Write every line out verbatim and omit the pictures.

## start

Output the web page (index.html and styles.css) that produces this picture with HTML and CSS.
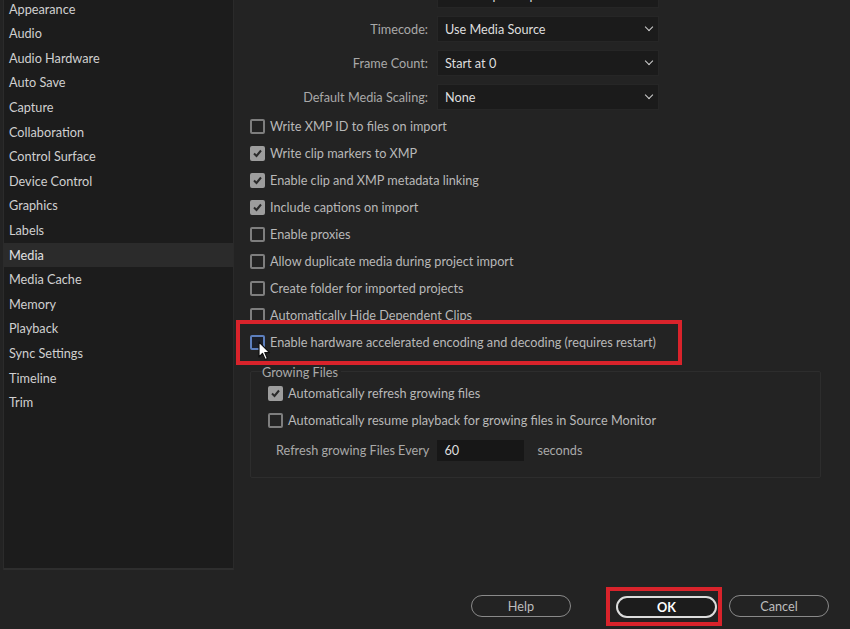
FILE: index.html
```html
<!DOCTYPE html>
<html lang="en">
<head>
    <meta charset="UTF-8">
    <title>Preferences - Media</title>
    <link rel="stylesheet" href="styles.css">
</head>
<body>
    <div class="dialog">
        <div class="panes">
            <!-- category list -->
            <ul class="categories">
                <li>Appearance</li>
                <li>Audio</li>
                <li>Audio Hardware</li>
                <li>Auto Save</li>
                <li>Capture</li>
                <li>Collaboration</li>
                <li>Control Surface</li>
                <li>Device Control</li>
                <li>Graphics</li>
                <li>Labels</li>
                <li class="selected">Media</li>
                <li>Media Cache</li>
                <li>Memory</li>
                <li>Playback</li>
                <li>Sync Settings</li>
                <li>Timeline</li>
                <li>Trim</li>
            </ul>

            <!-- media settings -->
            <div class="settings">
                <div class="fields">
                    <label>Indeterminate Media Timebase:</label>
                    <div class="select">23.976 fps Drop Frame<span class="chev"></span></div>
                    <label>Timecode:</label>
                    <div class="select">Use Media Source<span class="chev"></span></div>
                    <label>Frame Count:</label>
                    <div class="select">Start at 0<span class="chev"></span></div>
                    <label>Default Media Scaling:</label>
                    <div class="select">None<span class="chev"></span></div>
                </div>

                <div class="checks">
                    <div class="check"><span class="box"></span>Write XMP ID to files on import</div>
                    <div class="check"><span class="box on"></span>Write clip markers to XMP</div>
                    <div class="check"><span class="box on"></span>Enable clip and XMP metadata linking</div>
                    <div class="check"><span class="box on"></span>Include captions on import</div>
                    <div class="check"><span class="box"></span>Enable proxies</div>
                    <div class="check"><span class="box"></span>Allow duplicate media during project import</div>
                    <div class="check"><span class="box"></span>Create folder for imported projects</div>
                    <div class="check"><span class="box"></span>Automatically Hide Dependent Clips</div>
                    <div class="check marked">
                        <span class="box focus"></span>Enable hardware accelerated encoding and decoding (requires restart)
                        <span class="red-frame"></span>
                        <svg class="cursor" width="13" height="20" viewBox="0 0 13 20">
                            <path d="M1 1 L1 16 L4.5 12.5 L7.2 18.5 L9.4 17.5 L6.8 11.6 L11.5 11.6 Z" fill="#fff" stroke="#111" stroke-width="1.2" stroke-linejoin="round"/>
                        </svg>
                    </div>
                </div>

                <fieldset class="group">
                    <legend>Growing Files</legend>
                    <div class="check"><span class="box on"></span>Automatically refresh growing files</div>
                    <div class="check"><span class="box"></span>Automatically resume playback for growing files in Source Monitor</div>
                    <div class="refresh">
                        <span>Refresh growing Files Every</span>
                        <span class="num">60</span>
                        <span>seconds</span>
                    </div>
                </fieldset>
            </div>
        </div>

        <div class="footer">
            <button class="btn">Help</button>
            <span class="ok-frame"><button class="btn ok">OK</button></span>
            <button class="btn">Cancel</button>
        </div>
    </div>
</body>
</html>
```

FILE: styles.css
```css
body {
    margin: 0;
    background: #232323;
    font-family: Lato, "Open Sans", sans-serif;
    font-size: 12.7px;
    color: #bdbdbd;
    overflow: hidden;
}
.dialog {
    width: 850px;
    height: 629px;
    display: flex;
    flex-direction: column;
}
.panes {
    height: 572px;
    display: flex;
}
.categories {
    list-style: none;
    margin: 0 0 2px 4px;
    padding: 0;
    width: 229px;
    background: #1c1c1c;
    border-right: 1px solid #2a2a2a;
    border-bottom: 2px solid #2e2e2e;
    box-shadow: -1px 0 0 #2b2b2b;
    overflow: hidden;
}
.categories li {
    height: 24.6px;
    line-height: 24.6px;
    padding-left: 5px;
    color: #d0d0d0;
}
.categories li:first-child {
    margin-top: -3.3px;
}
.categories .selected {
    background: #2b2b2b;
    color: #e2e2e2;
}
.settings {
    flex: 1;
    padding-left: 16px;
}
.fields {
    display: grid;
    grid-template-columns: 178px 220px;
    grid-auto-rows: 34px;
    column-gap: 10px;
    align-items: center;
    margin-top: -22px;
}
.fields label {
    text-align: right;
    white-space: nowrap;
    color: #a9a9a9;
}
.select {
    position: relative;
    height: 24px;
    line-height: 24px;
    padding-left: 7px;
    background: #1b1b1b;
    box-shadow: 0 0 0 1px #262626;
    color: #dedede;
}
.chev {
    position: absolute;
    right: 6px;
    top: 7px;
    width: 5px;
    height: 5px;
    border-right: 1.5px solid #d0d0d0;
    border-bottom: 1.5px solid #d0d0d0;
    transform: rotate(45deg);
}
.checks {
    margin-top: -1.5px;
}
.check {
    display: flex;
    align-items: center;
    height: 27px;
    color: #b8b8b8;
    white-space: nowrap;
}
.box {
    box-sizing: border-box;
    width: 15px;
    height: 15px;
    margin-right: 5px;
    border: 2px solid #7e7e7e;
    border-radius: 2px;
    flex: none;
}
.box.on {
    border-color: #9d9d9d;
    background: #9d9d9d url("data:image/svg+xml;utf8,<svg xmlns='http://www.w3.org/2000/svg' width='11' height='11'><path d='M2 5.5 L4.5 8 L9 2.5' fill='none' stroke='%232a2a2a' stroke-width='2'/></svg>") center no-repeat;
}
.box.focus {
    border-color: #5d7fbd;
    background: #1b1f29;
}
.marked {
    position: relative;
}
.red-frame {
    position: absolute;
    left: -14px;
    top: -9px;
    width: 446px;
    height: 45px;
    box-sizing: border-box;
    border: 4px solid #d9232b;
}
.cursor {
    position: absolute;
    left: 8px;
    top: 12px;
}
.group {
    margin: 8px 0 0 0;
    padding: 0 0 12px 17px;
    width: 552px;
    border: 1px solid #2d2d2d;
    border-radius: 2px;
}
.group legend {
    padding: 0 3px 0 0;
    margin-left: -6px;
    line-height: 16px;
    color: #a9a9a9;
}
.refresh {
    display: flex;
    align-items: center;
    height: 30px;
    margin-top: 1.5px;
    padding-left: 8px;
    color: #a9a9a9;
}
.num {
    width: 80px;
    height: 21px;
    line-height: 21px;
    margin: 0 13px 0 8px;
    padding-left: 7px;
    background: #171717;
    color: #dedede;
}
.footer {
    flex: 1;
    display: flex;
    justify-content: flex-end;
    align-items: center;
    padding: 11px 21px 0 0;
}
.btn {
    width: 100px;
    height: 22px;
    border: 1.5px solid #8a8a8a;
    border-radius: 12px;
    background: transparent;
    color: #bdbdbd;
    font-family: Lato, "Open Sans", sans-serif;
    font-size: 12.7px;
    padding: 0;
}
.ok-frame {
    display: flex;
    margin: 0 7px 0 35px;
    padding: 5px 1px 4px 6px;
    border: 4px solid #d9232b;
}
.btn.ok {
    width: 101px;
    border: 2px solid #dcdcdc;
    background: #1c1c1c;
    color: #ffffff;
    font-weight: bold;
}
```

## end

→ Solution to the problem:
Output the web page (index.html and styles.css) that produces this picture with HTML and CSS.
FILE: index.html
```html
<!DOCTYPE html>
<html lang="en">
<head>
    <meta charset="UTF-8">
    <title>Preferences - Media</title>
    <link rel="stylesheet" href="styles.css">
</head>
<body>
    <div class="dialog">
        <div class="panes">
            <!-- category list -->
            <ul class="categories">
                <li>Appearance</li>
                <li>Audio</li>
                <li>Audio Hardware</li>
                <li>Auto Save</li>
                <li>Capture</li>
                <li>Collaboration</li>
                <li>Control Surface</li>
                <li>Device Control</li>
                <li>Graphics</li>
                <li>Labels</li>
                <li class="selected">Media</li>
                <li>Media Cache</li>
                <li>Memory</li>
                <li>Playback</li>
                <li>Sync Settings</li>
                <li>Timeline</li>
                <li>Trim</li>
            </ul>

            <!-- media settings -->
            <div class="settings">
                <div class="fields">
                    <label>Indeterminate Media Timebase:</label>
                    <div class="select">23.976 fps Drop Frame<span class="chev"></span></div>
                    <label>Timecode:</label>
                    <div class="select">Use Media Source<span class="chev"></span></div>
                    <label>Frame Count:</label>
                    <div class="select">Start at 0<span class="chev"></span></div>
                    <label>Default Media Scaling:</label>
                    <div class="select">None<span class="chev"></span></div>
                </div>

                <div class="checks">
                    <div class="check"><span class="box"></span>Write XMP ID to files on import</div>
                    <div class="check"><span class="box on"></span>Write clip markers to XMP</div>
                    <div class="check"><span class="box on"></span>Enable clip and XMP metadata linking</div>
                    <div class="check"><span class="box on"></span>Include captions on import</div>
                    <div class="check"><span class="box"></span>Enable proxies</div>
                    <div class="check"><span class="box"></span>Allow duplicate media during project import</div>
                    <div class="check"><span class="box"></span>Create folder for imported projects</div>
                    <div class="check"><span class="box"></span>Automatically Hide Dependent Clips</div>
                    <div class="check marked">
                        <span class="box focus"></span>Enable hardware accelerated encoding and decoding (requires restart)
                        <span class="red-frame"></span>
                        <svg class="cursor" width="13" height="20" viewBox="0 0 13 20">
                            <path d="M1 1 L1 16 L4.5 12.5 L7.2 18.5 L9.4 17.5 L6.8 11.6 L11.5 11.6 Z" fill="#fff" stroke="#111" stroke-width="1.2" stroke-linejoin="round"/>
                        </svg>
                    </div>
                </div>

                <fieldset class="group">
                    <legend>Growing Files</legend>
                    <div class="check"><span class="box on"></span>Automatically refresh growing files</div>
                    <div class="check"><span class="box"></span>Automatically resume playback for growing files in Source Monitor</div>
                    <div class="refresh">
                        <span>Refresh growing Files Every</span>
                        <span class="num">60</span>
                        <span>seconds</span>
                    </div>
                </fieldset>
            </div>
        </div>

        <div class="footer">
            <button class="btn">Help</button>
            <span class="ok-frame"><button class="btn ok">OK</button></span>
            <button class="btn">Cancel</button>
        </div>
    </div>
</body>
</html>
```

FILE: styles.css
```css
body {
    margin: 0;
    background: #232323;
    font-family: Lato, "Open Sans", sans-serif;
    font-size: 12.7px;
    color: #bdbdbd;
    overflow: hidden;
}
.dialog {
    width: 850px;
    height: 629px;
    display: flex;
    flex-direction: column;
}
.panes {
    height: 572px;
    display: flex;
}
.categories {
    list-style: none;
    margin: 0 0 2px 4px;
    padding: 0;
    width: 229px;
    background: #1c1c1c;
    border-right: 1px solid #2a2a2a;
    border-bottom: 2px solid #2e2e2e;
    box-shadow: -1px 0 0 #2b2b2b;
    overflow: hidden;
}
.categories li {
    height: 24.6px;
    line-height: 24.6px;
    padding-left: 5px;
    color: #d0d0d0;
}
.categories li:first-child {
    margin-top: -3.3px;
}
.categories .selected {
    background: #2b2b2b;
    color: #e2e2e2;
}
.settings {
    flex: 1;
    padding-left: 16px;
}
.fields {
    display: grid;
    grid-template-columns: 178px 220px;
    grid-auto-rows: 34px;
    column-gap: 10px;
    align-items: center;
    margin-top: -22px;
}
.fields label {
    text-align: right;
    white-space: nowrap;
    color: #a9a9a9;
}
.select {
    position: relative;
    height: 24px;
    line-height: 24px;
    padding-left: 7px;
    background: #1b1b1b;
    box-shadow: 0 0 0 1px #262626;
    color: #dedede;
}
.chev {
    position: absolute;
    right: 6px;
    top: 7px;
    width: 5px;
    height: 5px;
    border-right: 1.5px solid #d0d0d0;
    border-bottom: 1.5px solid #d0d0d0;
    transform: rotate(45deg);
}
.checks {
    margin-top: -1.5px;
}
.check {
    display: flex;
    align-items: center;
    height: 27px;
    color: #b8b8b8;
    white-space: nowrap;
}
.box {
    box-sizing: border-box;
    width: 15px;
    height: 15px;
    margin-right: 5px;
    border: 2px solid #7e7e7e;
    border-radius: 2px;
    flex: none;
}
.box.on {
    border-color: #9d9d9d;
    background: #9d9d9d url("data:image/svg+xml;utf8,<svg xmlns='http://www.w3.org/2000/svg' width='11' height='11'><path d='M2 5.5 L4.5 8 L9 2.5' fill='none' stroke='%232a2a2a' stroke-width='2'/></svg>") center no-repeat;
}
.box.focus {
    border-color: #5d7fbd;
    background: #1b1f29;
}
.marked {
    position: relative;
}
.red-frame {
    position: absolute;
    left: -14px;
    top: -9px;
    width: 446px;
    height: 45px;
    box-sizing: border-box;
    border: 4px solid #d9232b;
}
.cursor {
    position: absolute;
    left: 8px;
    top: 12px;
}
.group {
    margin: 8px 0 0 0;
    padding: 0 0 12px 17px;
    width: 552px;
    border: 1px solid #2d2d2d;
    border-radius: 2px;
}
.group legend {
    padding: 0 3px 0 0;
    margin-left: -6px;
    line-height: 16px;
    color: #a9a9a9;
}
.refresh {
    display: flex;
    align-items: center;
    height: 30px;
    margin-top: 1.5px;
    padding-left: 8px;
    color: #a9a9a9;
}
.num {
    width: 80px;
    height: 21px;
    line-height: 21px;
    margin: 0 13px 0 8px;
    padding-left: 7px;
    background: #171717;
    color: #dedede;
}
.footer {
    flex: 1;
    display: flex;
    justify-content: flex-end;
    align-items: center;
    padding: 11px 21px 0 0;
}
.btn {
    width: 100px;
    height: 22px;
    border: 1.5px solid #8a8a8a;
    border-radius: 12px;
    background: transparent;
    color: #bdbdbd;
    font-family: Lato, "Open Sans", sans-serif;
    font-size: 12.7px;
    padding: 0;
}
.ok-frame {
    display: flex;
    margin: 0 7px 0 35px;
    padding: 5px 1px 4px 6px;
    border: 4px solid #d9232b;
}
.btn.ok {
    width: 101px;
    border: 2px solid #dcdcdc;
    background: #1c1c1c;
    color: #ffffff;
    font-weight: bold;
}
```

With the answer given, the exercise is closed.